Will also really likes the HIVE books, and these three were also July favorites:
Will didn't set aside any of her books this last month for me to read--something that she does if she thinks I'd especially like them, too--but nevertheless, I'm going to re-request these two from the library, because they sound sweet and magical:
Here's some more magic, combined with another of Will's favorite themes--talking animals!
Speaking of talking animals, Will re-read this and couldn't stop talking about it. We've had a LOT of conversations in the past month about rabbit Nazis and the Black Rabbit and the fact that, you guys, all of that roaming and adventuring and wandering? They're rabbits. That whole book probably took place in the space of something like two square miles.

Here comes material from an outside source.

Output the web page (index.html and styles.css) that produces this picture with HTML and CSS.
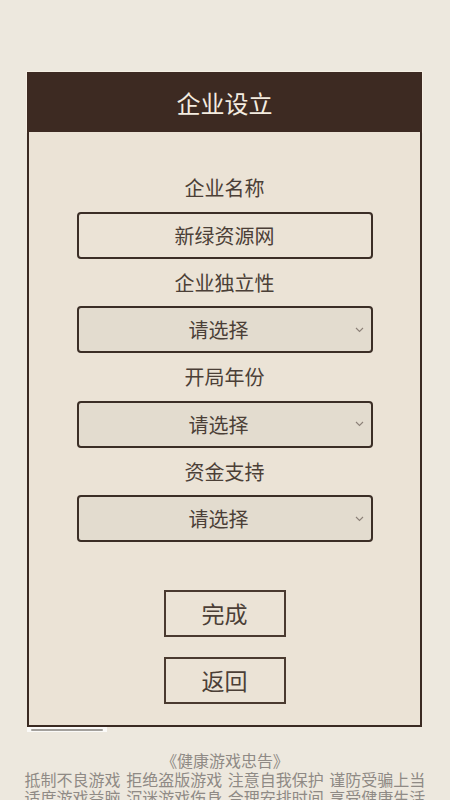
FILE: index.html
```html
<!DOCTYPE html>
<html lang="zh-CN">
<head>
<meta charset="utf-8">
<title>企业设立</title>
<link rel="stylesheet" href="styles.css">
</head>
<body>
<div class="page">
  <div class="card">
    <div class="card-head">企业设立</div>
    <div class="card-body">
      <div class="label">企业名称</div>
      <div class="field input">新绿资源网</div>
      <div class="label">企业独立性</div>
      <div class="field select"><span class="sel-text">请选择</span><svg class="chev" width="9" height="6" viewBox="0 0 9 6"><path d="M1 1 L4.5 4.5 L8 1" fill="none" stroke="#8c8178" stroke-width="1.1"/></svg></div>
      <div class="label">开局年份</div>
      <div class="field select"><span class="sel-text">请选择</span><svg class="chev" width="9" height="6" viewBox="0 0 9 6"><path d="M1 1 L4.5 4.5 L8 1" fill="none" stroke="#8c8178" stroke-width="1.1"/></svg></div>
      <div class="label">资金支持</div>
      <div class="field select"><span class="sel-text">请选择</span><svg class="chev" width="9" height="6" viewBox="0 0 9 6"><path d="M1 1 L4.5 4.5 L8 1" fill="none" stroke="#8c8178" stroke-width="1.1"/></svg></div>
      <div class="btn btn-first">完成</div>
      <div class="btn">返回</div>
    </div>
  </div>
  <div class="stub"><div class="stub-line"></div></div>
  <div class="footer">
    <div class="foot-title">《健康游戏忠告》</div>
    <div class="foot-line">抵制不良游戏 拒绝盗版游戏 注意自我保护 谨防受骗上当</div>
    <div class="foot-line">适度游戏益脑 沉迷游戏伤身 合理安排时间 享受健康生活</div>
  </div>
</div>
</body>
</html>
```

FILE: styles.css
```css
html, body {
  margin: 0;
  padding: 0;
  background: #ede8de;
  font-family: "Noto Sans CJK SC", "Noto Sans", sans-serif;
  height: 800px;
  overflow: hidden;
}

.page {
  padding-top: 72px;
  display: flex;
  flex-direction: column;
}

.card {
  margin-left: 27px;
  width: 395px;
  display: flex;
  flex-direction: column;
}

.card-head {
  height: 60px;
  background: #3d2a22;
  color: #f4ece0;
  font-size: 24px;
  display: flex;
  align-items: center;
  justify-content: center;
  box-shadow: 0 0 0 1px #f6efe4;
}

.card-body {
  background: #ebe3d6;
  border: 2px solid #3a2a22;
  border-top: none;
  height: 593px;
  padding-top: 32px;
  box-sizing: border-box;
  height: 595px;
  display: flex;
  flex-direction: column;
  align-items: center;
}

.label {
  height: 47.5px;
  display: flex;
  align-items: center;
  justify-content: center;
  font-size: 20px;
  color: #4b3f37;
}

.field {
  width: 296px;
  height: 47px;
  box-sizing: border-box;
  border: 2px solid #3b2e26;
  border-radius: 4px;
  display: flex;
  align-items: center;
  font-size: 20px;
  color: #4b3f37;
}

.input {
  justify-content: center;
  background: #ebe3d6;
}

.select {
  background: #e3dccf;
  padding-left: 10px;
  padding-right: 7px;
}

.sel-text {
  flex: 1;
  text-align: center;
  margin-right: 6px;
}

.chev {
  display: block;
  flex: none;
}

.btn {
  width: 122px;
  height: 47px;
  box-sizing: border-box;
  border: 2px solid #4a3a30;
  display: flex;
  align-items: center;
  justify-content: center;
  font-size: 23px;
  color: #4b3f37;
  margin-top: 20px;
}

.btn-first {
  margin-top: 47.5px;
}

.stub {
  margin-left: 27px;
  width: 80px;
  height: 5px;
  background: #fbfaf8;
  display: flex;
  align-items: center;
  justify-content: center;
}

.stub-line {
  width: 72px;
  height: 2px;
  border-radius: 1px;
  background: #a3a09c;
}

.footer {
  margin-top: 19px;
  display: flex;
  flex-direction: column;
  align-items: center;
  color: #8f8a85;
  font-size: 16px;
  line-height: 18.5px;
}

.foot-title {
  font-feature-settings: "palt";
}

.foot-line {
  white-space: nowrap;
  word-spacing: 2px;
}
```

And here's what else Will read in July!
Our binge-watching, now, has been mostly TV series, mostly non-fiction. We rented Netflix for exactly one month so that Matt and I could watch Stranger Things, because, you know, of COURSE we did, and the first thing Syd did was watch the entire run of Nailed It. And then she got super into reality shows, only 23 years out of fashion by now, and somehow convinced me to obsess over the entire first season of some Australian reality show, Yummy Mummies. It's about these three rich, self-entitled, but still kind of charming pregnant women in Melbourne, and the tacky, vulgar, over-the-top, selfish pregnant woman who stalks them from Adelaide. It's SO WEIRD, and Syd might be developing a permanent bias against the upper classes.
And then, fine, *I* got super weird into another very strange Australian reality show, this time about lifeguards on some popular beach in Australia that frankly looks like the most dangerous place on earth. It's basically a giant urban beach with two tiny safe swimming areas between a couple of huge riptides. And there's a rocky cliff to one side where people cut themselves when they're not getting swept out to sea in the riptides.
And then Will started fighting us for the remote because she found a British reality show about a group of people who rescue wild animals and bottle feed a bunch of baby foxes and badgers and jackdaws.
It's been a very educational month, y'all!